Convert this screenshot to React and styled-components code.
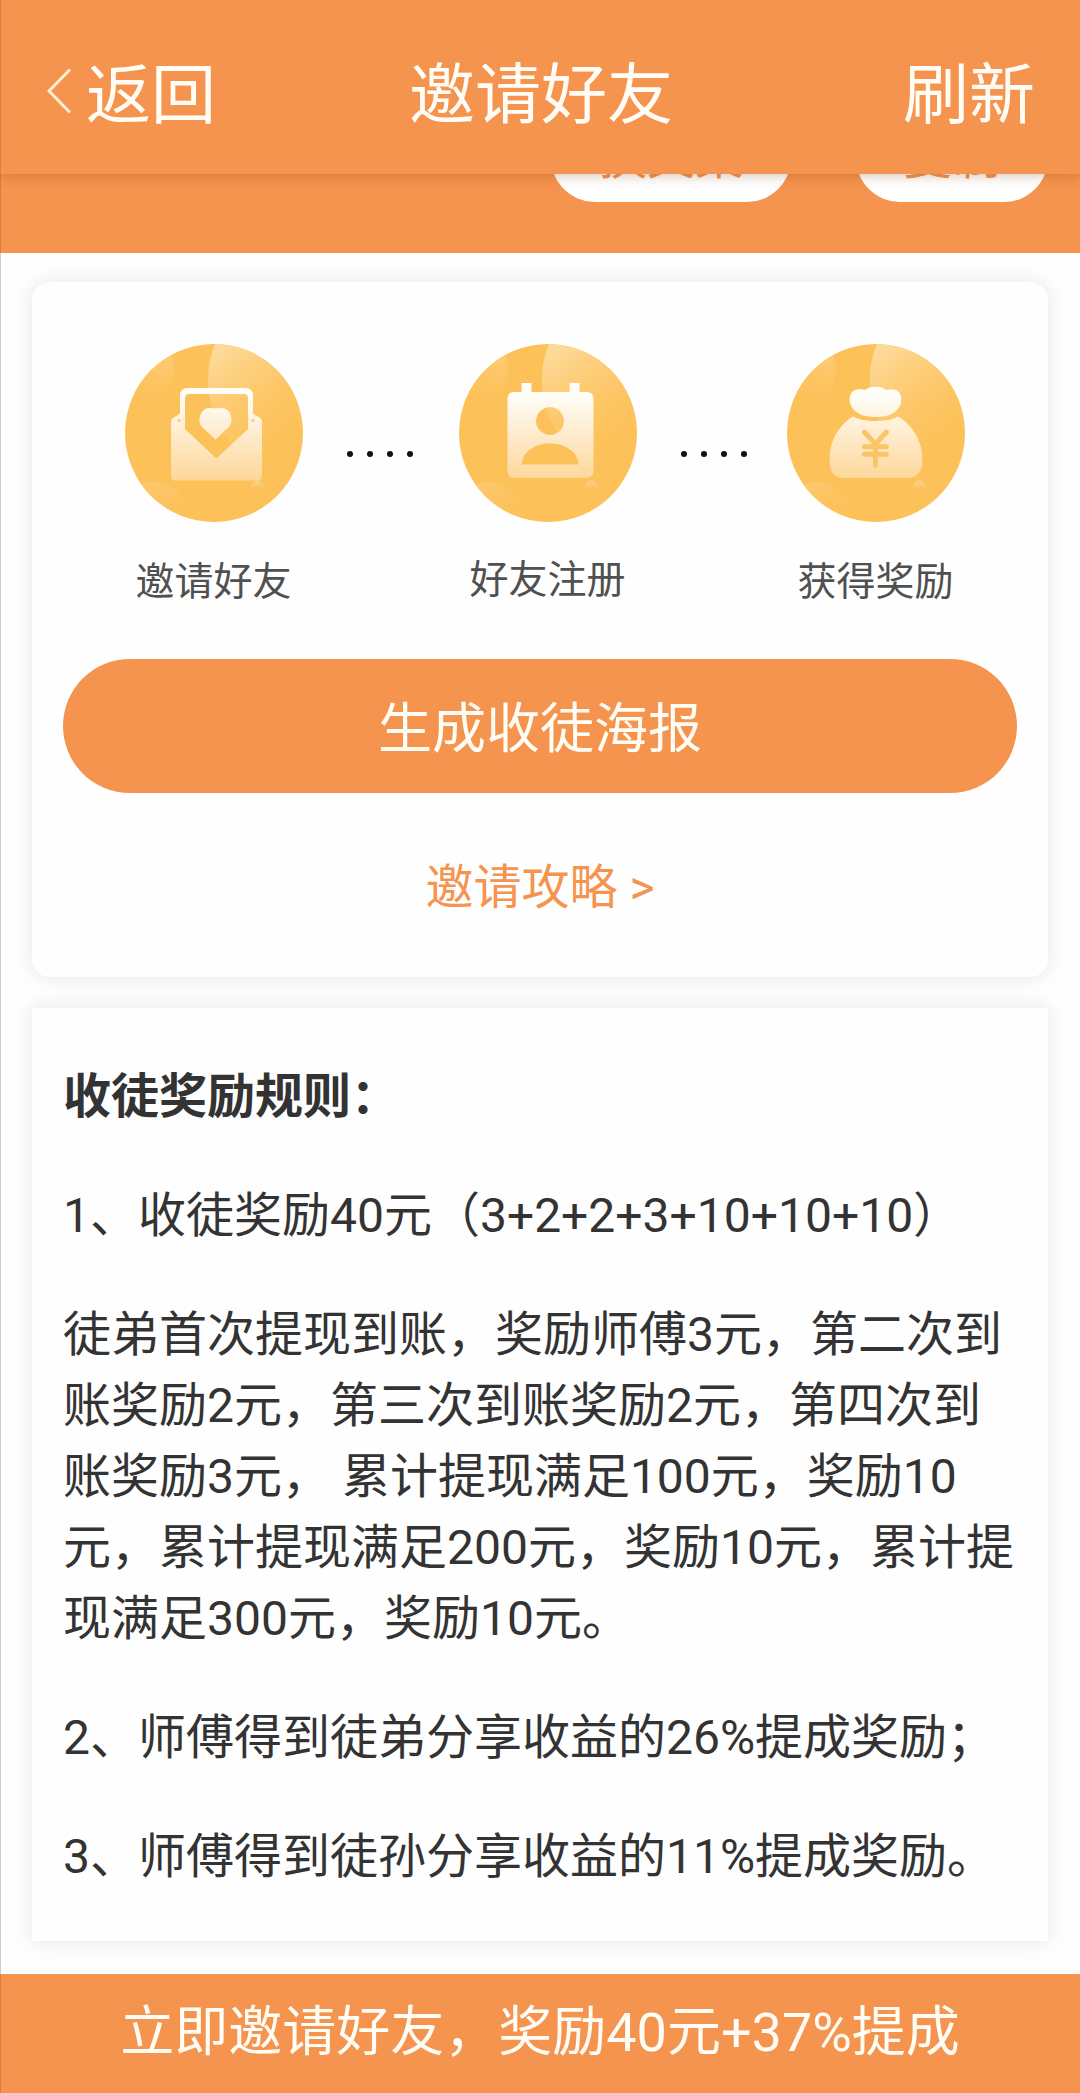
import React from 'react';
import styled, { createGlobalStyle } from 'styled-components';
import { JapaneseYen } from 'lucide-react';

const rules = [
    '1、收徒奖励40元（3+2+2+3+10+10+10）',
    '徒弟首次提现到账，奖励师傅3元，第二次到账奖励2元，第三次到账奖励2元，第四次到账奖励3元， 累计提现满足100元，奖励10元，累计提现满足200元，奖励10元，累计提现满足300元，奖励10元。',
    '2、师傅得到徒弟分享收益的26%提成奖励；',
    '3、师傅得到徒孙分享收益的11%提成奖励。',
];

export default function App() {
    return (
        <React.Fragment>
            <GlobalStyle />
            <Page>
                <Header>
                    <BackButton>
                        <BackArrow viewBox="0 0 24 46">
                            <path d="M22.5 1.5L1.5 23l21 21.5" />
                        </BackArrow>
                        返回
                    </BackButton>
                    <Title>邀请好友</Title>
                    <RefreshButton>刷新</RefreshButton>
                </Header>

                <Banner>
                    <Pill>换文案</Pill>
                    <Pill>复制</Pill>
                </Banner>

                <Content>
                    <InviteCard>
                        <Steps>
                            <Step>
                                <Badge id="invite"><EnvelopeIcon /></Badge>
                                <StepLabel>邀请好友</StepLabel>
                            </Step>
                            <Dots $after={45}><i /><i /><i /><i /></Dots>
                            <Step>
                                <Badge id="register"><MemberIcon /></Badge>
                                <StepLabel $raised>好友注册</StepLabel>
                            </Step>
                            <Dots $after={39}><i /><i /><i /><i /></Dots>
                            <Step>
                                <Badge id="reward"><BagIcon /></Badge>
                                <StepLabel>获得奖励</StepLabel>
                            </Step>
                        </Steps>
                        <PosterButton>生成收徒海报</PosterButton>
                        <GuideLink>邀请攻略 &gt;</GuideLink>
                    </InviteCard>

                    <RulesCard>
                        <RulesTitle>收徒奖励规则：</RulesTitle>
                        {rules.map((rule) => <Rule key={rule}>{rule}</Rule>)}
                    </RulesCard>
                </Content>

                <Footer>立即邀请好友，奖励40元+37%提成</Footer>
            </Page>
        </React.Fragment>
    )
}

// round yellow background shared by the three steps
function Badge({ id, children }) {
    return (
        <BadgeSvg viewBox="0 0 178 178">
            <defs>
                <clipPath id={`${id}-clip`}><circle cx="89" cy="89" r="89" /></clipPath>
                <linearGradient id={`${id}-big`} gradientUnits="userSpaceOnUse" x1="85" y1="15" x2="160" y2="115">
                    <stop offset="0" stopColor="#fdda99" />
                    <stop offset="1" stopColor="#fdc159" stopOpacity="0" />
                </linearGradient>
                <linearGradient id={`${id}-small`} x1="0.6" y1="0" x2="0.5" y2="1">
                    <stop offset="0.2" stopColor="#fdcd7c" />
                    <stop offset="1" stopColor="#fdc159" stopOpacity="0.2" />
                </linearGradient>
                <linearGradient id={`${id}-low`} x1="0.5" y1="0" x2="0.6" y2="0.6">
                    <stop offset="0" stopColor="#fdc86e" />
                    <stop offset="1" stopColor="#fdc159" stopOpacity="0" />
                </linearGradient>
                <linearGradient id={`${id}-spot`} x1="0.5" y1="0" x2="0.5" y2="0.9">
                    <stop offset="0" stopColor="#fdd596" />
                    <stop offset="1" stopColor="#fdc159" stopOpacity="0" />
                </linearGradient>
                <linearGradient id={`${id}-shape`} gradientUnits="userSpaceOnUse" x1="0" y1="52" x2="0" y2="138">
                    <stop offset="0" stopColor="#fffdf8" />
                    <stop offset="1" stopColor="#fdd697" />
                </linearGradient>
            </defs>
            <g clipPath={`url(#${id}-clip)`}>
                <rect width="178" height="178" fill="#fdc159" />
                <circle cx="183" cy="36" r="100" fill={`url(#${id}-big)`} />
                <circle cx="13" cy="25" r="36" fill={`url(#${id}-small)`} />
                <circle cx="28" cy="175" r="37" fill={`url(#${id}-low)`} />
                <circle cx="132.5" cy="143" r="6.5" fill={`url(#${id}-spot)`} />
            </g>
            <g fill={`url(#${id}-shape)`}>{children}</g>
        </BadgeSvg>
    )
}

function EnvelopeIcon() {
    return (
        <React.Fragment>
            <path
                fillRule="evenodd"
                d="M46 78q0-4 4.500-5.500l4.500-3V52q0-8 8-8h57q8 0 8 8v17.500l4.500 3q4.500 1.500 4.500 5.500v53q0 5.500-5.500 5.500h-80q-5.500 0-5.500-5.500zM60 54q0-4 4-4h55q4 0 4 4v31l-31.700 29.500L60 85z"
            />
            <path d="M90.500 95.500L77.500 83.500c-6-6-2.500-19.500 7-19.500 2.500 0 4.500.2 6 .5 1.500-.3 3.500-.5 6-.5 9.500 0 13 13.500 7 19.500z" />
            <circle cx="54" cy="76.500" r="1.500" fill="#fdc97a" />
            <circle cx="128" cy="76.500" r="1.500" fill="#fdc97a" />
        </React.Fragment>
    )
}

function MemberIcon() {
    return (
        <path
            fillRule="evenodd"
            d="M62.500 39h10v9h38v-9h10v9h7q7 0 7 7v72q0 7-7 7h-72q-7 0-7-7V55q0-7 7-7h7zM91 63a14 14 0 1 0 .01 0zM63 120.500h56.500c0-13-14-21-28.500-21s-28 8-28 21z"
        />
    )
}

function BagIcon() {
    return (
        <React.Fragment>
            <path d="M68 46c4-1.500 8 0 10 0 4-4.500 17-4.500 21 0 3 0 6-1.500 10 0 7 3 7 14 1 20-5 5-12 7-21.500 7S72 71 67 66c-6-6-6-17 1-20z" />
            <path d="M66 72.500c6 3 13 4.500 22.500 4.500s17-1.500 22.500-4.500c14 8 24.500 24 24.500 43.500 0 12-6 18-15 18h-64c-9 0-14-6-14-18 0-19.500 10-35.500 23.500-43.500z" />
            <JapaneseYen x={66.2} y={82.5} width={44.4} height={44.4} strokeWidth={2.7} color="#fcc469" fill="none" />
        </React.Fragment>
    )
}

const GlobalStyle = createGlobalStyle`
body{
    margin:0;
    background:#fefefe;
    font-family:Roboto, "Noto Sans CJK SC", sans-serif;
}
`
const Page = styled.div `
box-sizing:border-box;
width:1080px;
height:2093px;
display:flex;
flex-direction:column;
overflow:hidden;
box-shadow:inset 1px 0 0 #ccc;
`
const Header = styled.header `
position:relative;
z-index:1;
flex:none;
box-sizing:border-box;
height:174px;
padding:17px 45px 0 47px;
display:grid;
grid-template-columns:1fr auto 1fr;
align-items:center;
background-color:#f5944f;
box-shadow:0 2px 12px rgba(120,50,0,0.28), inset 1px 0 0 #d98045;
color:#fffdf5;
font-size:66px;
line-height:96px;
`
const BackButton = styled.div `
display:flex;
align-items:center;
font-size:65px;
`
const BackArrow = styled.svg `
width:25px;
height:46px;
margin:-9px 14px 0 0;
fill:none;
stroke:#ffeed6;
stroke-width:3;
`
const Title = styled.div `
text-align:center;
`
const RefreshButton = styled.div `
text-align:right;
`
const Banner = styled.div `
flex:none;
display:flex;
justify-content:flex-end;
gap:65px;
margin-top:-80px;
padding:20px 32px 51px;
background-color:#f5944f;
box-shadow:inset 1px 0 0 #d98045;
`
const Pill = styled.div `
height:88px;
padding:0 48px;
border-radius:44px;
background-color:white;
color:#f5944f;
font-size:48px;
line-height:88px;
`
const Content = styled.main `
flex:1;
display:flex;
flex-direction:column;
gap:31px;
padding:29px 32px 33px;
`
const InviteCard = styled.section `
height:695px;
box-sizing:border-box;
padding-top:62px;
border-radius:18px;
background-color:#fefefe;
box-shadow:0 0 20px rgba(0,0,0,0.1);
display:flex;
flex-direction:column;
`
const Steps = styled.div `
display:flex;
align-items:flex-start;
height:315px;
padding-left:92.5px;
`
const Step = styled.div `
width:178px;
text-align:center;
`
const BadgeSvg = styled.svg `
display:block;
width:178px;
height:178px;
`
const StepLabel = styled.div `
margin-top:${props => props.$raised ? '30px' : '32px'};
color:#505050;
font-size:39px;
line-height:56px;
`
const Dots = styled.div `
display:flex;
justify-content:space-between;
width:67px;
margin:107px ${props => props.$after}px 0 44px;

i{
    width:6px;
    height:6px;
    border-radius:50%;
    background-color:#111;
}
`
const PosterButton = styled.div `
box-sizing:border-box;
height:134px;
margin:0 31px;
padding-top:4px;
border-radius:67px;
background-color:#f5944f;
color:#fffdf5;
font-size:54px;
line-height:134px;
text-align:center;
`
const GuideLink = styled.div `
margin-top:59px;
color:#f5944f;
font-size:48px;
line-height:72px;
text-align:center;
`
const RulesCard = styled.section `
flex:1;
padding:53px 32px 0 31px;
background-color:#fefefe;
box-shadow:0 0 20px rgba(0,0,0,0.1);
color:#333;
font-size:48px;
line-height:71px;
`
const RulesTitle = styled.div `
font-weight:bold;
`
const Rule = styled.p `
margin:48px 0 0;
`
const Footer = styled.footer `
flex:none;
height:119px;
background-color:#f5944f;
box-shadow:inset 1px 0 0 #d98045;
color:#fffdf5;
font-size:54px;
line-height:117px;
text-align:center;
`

++++++

◆ EXERCISE TASK ◆
Which lines contain "components"? Copy each of them out.

◆ EXERCISE RESULT ◆
Convert this screenshot to React and styled-components code.
import styled, { createGlobalStyle } from 'styled-components';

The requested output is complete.